Malcolm: Jillian’s fries were weak, but plentiful. I blame this on ourselves; the kitchen was not set up for full lunch service, in spite of our waitress’ protests to the contrary. These seemed like fries that had been plunged desperately into oil that wasn’t quite up to temp. My hot roast beef sandwich ($10.95), on the other hand, delivered on the restaurant’s slogan: I really did “get more than [I] expect.” A huge tower of thick, white bread, piles of roast beef, with two huge scoops of mashed potatoes and a big bowl of coleslaw. Everything was covered in thick brown gravy. It was an outrageous amount of food, and I loved every bite of it…when I finished it the next day.
Onward we drove, past La Casa gentleman’s club, adjacent to the shuttered Adobe Motel in Millinocket, sailed through the abandoned aisles of Mars Hill and, and south on I-95, until finally we had reached the northern entrance to the park. Baxter State Park is the legacy of Percival P. Baxter, the governor who carved out the confines of wild nature for the people of the state of Maine. Entrance to the park is free for all Maine residents. We marveled at America, her sublime landscape, which includes majestic Mt. Katahdin, and all those fore-thinking naturalists and pioneer heroes of the last century, thanking them for this gift. The road was in good condition, far less axle-breaking than described in the guidebooks; we made the journey through in two hours, with a couple of lookout stops and to dip our toes in the icy Allagash.

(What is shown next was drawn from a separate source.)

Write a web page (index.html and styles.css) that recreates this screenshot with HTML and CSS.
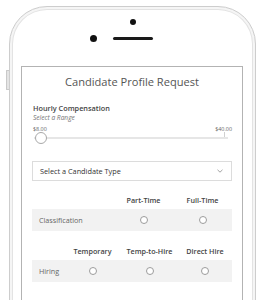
FILE: index.html
```html
<!DOCTYPE html>
<html>
<head>
<meta charset="utf-8">
<link rel="stylesheet" href="styles.css">
</head>
<body>
<div class="phone">
  <span class="side-btn"></span>
  <div class="phone-top">
    <span class="camera"></span>
    <div class="sensor-row">
      <span class="sensor"></span>
      <span class="speaker"></span>
      <span class="spacer"></span>
    </div>
  </div>
  <div class="screen">
    <h1 class="title">Candidate Profile Request</h1>
    <div class="field-label">Hourly Compensation</div>
    <div class="field-hint">Select a Range</div>
    <div class="range">
      <div class="range-labels">
        <span class="tick-label">$8.00</span>
        <span class="tick-label">$40.00</span>
      </div>
      <div class="track"><span class="handle"></span></div>
    </div>
    <div class="select">
      <span>Select a Candidate Type</span>
      <svg class="chev" width="6" height="4" viewBox="0 0 6 4"><polyline points="0.5,0.8 3,3.2 5.5,0.8" fill="none" stroke="#8a8a8a" stroke-width="0.8"/></svg>
    </div>

    <div class="opt-table two">
      <div class="head"><span></span><span>Part-Time</span><span>Full-Time</span></div>
      <div class="row"><span class="lbl">Classification</span><span class="cell"><i class="radio"></i></span><span class="cell"><i class="radio"></i></span></div>
    </div>

    <div class="opt-table three">
      <div class="head"><span></span><span>Temporary</span><span>Temp-to-Hire</span><span>Direct Hire</span></div>
      <div class="row"><span class="lbl">Hiring</span><span class="cell"><i class="radio"></i></span><span class="cell"><i class="radio"></i></span><span class="cell"><i class="radio"></i></span></div>
    </div>

    <div class="opt-table edu">
      <div class="head"><span></span><span>High School</span><span>College</span><span>Graduate</span></div>
      <div class="row"><span class="lbl">Education</span><span class="cell"><i class="radio"></i></span><span class="cell"><i class="radio"></i></span><span class="cell"><i class="radio"></i></span></div>
    </div>
  </div>
</div>
</body>
</html>
```
FILE: styles.css
```css
* { box-sizing: border-box; }
html, body { margin: 0; padding: 0; background: #fff; height: 300px; overflow: hidden; }
body { font-family: "Open Sans", "Liberation Sans", sans-serif; }

.phone {
  position: relative;
  margin: 6px 0 0 9px;
  width: 247px;
  height: 560px;
  border: 1px solid #cdcdcd;
  border-radius: 38px;
  background: #fff;
  box-shadow: inset 0 0 0 2px #f5f5f5, inset 0 0 0 3px #e3e3e3;
}
.side-btn {
  position: absolute;
  left: -4px;
  top: 63px;
  width: 3px;
  height: 20px;
  background: #e4e4e4;
  border: 1px solid #c9c9c9;
  border-right: none;
  border-radius: 1px 0 0 1px;
}
.phone-top {
  height: 59px;
  display: flex;
  flex-direction: column;
  align-items: center;
  padding-top: 12px;
}
.camera {
  width: 6px; height: 6px; border-radius: 50%;
  background: #111;
}
.sensor-row {
  margin-top: 10px;
  height: 7px;
  display: flex;
  align-items: center;
  gap: 16px;
}
.sensor { width: 7px; height: 7px; border-radius: 50%; background: #111; }
.speaker { width: 40px; height: 3px; border-radius: 2px; background: #1a1a1a; }
.spacer { width: 7px; height: 7px; }

.screen {
  margin-left: 11px;
  width: 222px;
  height: 500px;
  border: 1px solid #b3b3b3;
  background: #fff;
  padding: 7px 10px 0 10px;
  overflow: hidden;
}
.title {
  margin: 0 0 14px;
  font-size: 11.1px;
  line-height: 15px;
  font-weight: 400;
  color: #555;
  text-align: center;
}
.field-label {
  font-size: 7.3px;
  line-height: 10px;
  font-weight: 600;
  color: #444;
  padding-left: 1px;
}
.field-hint {
  font-size: 6.6px;
  line-height: 9px;
  font-style: italic;
  color: #777;
  padding-left: 1px;
}
.range { margin-top: 4px; }
.range-labels {
  display: flex;
  justify-content: space-between;
  padding: 0 0 0 1px;
}
.tick-label {
  position: relative;
  font-size: 5.4px;
  line-height: 7px;
  color: #666;
}
.tick-label::after {
  content: "";
  position: absolute;
  left: 50%;
  top: 6px;
  width: 1px;
  height: 5px;
  background: #d0d0d0;
}
.track {
  position: relative;
  margin: 4px 4px 0 2px;
  height: 2px;
  background: #e6e6e6;
}
.handle {
  position: absolute;
  left: 1px;
  top: -5px;
  width: 12px;
  height: 12px;
  border-radius: 50%;
  background: #fff;
  border: 1px solid #a9a9a9;
}
.select {
  margin-top: 22px;
  height: 20px;
  border: 1px solid #dcdcdc;
  display: flex;
  align-items: center;
  justify-content: space-between;
  padding: 0 8px 0 7px;
  font-size: 7.3px;
  color: #333;
}
.chev { display: block; }

.opt-table { margin-top: 13px; }
.opt-table + .opt-table { margin-top: 14px; }
.head, .row {
  display: grid;
  align-items: center;
}
.two .head, .two .row { grid-template-columns: 82px 59px 59px; }
.three .head, .three .row, .edu .head, .edu .row { grid-template-columns: 32px 57px 57px 54px; }
.edu .head, .edu .row { grid-template-columns: 58px 46px 48px 48px; }
.head {
  height: 12px;
  font-size: 7.2px;
  font-weight: 600;
  color: #444;
  text-align: center;
  white-space: nowrap;
}
.row {
  margin-top: 3px;
  height: 22px;
  background: #f2f2f2;
  font-size: 7.2px;
  color: #666;
}
.lbl { padding-left: 7px; }
.cell { display: flex; justify-content: center; }
.radio {
  display: block;
  width: 8px;
  height: 8px;
  border-radius: 50%;
  border: 1px solid #9c9c9c;
  background: #fff;
}
```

It was a spectacularly gorgeous afternoon, pine-scented and serene in the 200,000 acre woods. I’m glad I have seen more of Maine, and knowing there is so much left to discover. It is awesome to behold. We feel compelled to be back out there, to see more wildlife up close, walk into the woods, sleep under the stars, possibly touch a puffin, unless it’s illegal to touch a puffin, and then I shall not. We want to continue driving, eating, meeting and making the most of this grand adventure. It isn’t any more or less real than Portland, Mid-Coast, or the postcards. I have been to those places, too, and I can assure you they all have both weight and water. It is as idyllic as it seems in books and I understand why there are so many storytellers weaving warming yarns about this magic state. We came home a little wiser, a little fatter, inspired and tired and happy to be home. It was the best kind of journey, after all.